What is required: The listing below should be printed exactly, every line of it. Skip the pictures.

Information shown:

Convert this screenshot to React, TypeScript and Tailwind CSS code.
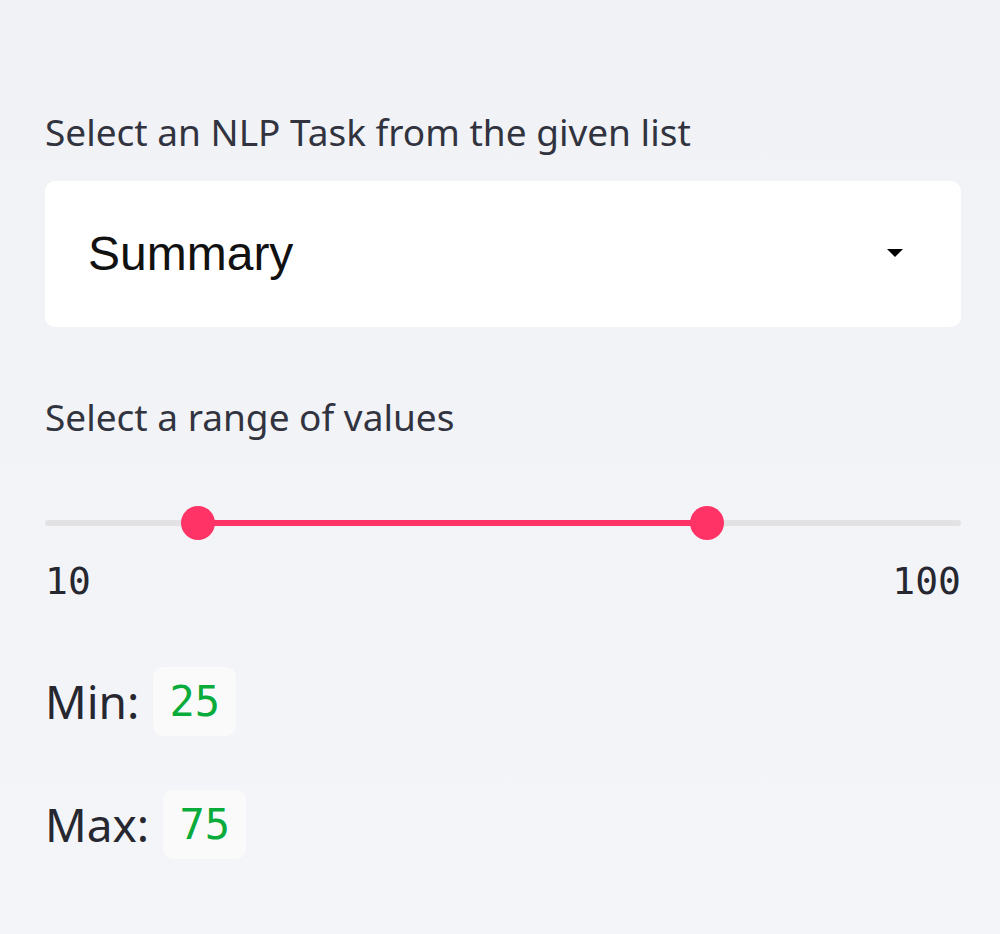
import React from "react";

const sans = "font-['Noto_Sans',_'Open_Sans',_sans-serif]";
const mono = "font-['DejaVu_Sans_Mono',_'Liberation_Mono',_monospace]";

const RangeSlider = ({ min, max, low, high }: { min: number; max: number; low: number; high: number }) => {
  const lowPct = ((low - min) / (max - min)) * 100;
  const highPct = ((high - min) / (max - min)) * 100;

  return (
    <div className="flex flex-col">
      <div className="relative h-[36px] flex items-center">
        <div className="h-[6px] w-full bg-[#e2e2e4] rounded-full" />
        <div
          className="absolute h-[6px] bg-[#ff3366]"
          style={{ left: `${lowPct}%`, width: `${highPct - lowPct}%` }}
        />
        <div
          className="absolute w-[34px] h-[34px] -ml-[17px] rounded-full bg-[#ff3366]"
          style={{ left: `${lowPct}%` }}
        />
        <div
          className="absolute w-[34px] h-[34px] -ml-[17px] rounded-full bg-[#ff3366]"
          style={{ left: `${highPct}%` }}
        />
      </div>
      <div className={`flex justify-between mt-[20px] text-[38px] leading-[40px] text-[#262730] ${mono}`}>
        <span>{min}</span>
        <span>{max}</span>
      </div>
    </div>
  );
};

const ValueRow = ({ label, value }: { label: string; value: number }) => (
  <div className="flex items-center gap-[14px]">
    <span className={`text-[46px] text-[#262730] ${sans}`}>{label}</span>
    <span
      className={`bg-[#fafafa] rounded-[10px] h-[69px] w-[83px] flex items-center justify-center text-[42px] text-[#09ab3b] ${mono}`}
    >
      {value}
    </span>
  </div>
);

export default function App() {
  return (
    <div className={`min-h-[934px] w-[1000px] bg-gradient-to-b from-[#f0f2f6] to-[#f4f5f8] pl-[45px] pr-[39px] pt-[108px] ${sans}`}>
      <p className="text-[37px] leading-[48px] text-[#31333f]">Select an NLP Task from the given list</p>

      <div className="mt-[25px] h-[146px] bg-white rounded-[10px] flex items-center justify-between pl-[43px] pr-[58px]">
        <span className="text-[48px] text-[#111] font-['Liberation_Sans',_sans-serif]">Summary</span>
        <svg width="16" height="10" viewBox="0 0 16 10">
          <path d="M0 0 H16 L8 8 Z" fill="#000" />
        </svg>
      </div>

      <p className="mt-[66px] text-[37px] leading-[48px] text-[#31333f]">Select a range of values</p>

      <div className="mt-[64px]">
        <RangeSlider min={10} max={100} low={25} high={75} />
      </div>

      <div className="mt-[66px] flex flex-col gap-[54px]">
        <ValueRow label="Min:" value={25} />
        <ValueRow label="Max:" value={75} />
      </div>
    </div>
  );
}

Finished task:
Convert this screenshot to React, TypeScript and Tailwind CSS code.
import React from "react";

const sans = "font-['Noto_Sans',_'Open_Sans',_sans-serif]";
const mono = "font-['DejaVu_Sans_Mono',_'Liberation_Mono',_monospace]";

const RangeSlider = ({ min, max, low, high }: { min: number; max: number; low: number; high: number }) => {
  const lowPct = ((low - min) / (max - min)) * 100;
  const highPct = ((high - min) / (max - min)) * 100;

  return (
    <div className="flex flex-col">
      <div className="relative h-[36px] flex items-center">
        <div className="h-[6px] w-full bg-[#e2e2e4] rounded-full" />
        <div
          className="absolute h-[6px] bg-[#ff3366]"
          style={{ left: `${lowPct}%`, width: `${highPct - lowPct}%` }}
        />
        <div
          className="absolute w-[34px] h-[34px] -ml-[17px] rounded-full bg-[#ff3366]"
          style={{ left: `${lowPct}%` }}
        />
        <div
          className="absolute w-[34px] h-[34px] -ml-[17px] rounded-full bg-[#ff3366]"
          style={{ left: `${highPct}%` }}
        />
      </div>
      <div className={`flex justify-between mt-[20px] text-[38px] leading-[40px] text-[#262730] ${mono}`}>
        <span>{min}</span>
        <span>{max}</span>
      </div>
    </div>
  );
};

const ValueRow = ({ label, value }: { label: string; value: number }) => (
  <div className="flex items-center gap-[14px]">
    <span className={`text-[46px] text-[#262730] ${sans}`}>{label}</span>
    <span
      className={`bg-[#fafafa] rounded-[10px] h-[69px] w-[83px] flex items-center justify-center text-[42px] text-[#09ab3b] ${mono}`}
    >
      {value}
    </span>
  </div>
);

export default function App() {
  return (
    <div className={`min-h-[934px] w-[1000px] bg-gradient-to-b from-[#f0f2f6] to-[#f4f5f8] pl-[45px] pr-[39px] pt-[108px] ${sans}`}>
      <p className="text-[37px] leading-[48px] text-[#31333f]">Select an NLP Task from the given list</p>

      <div className="mt-[25px] h-[146px] bg-white rounded-[10px] flex items-center justify-between pl-[43px] pr-[58px]">
        <span className="text-[48px] text-[#111] font-['Liberation_Sans',_sans-serif]">Summary</span>
        <svg width="16" height="10" viewBox="0 0 16 10">
          <path d="M0 0 H16 L8 8 Z" fill="#000" />
        </svg>
      </div>

      <p className="mt-[66px] text-[37px] leading-[48px] text-[#31333f]">Select a range of values</p>

      <div className="mt-[64px]">
        <RangeSlider min={10} max={100} low={25} high={75} />
      </div>

      <div className="mt-[66px] flex flex-col gap-[54px]">
        <ValueRow label="Min:" value={25} />
        <ValueRow label="Max:" value={75} />
      </div>
    </div>
  );
}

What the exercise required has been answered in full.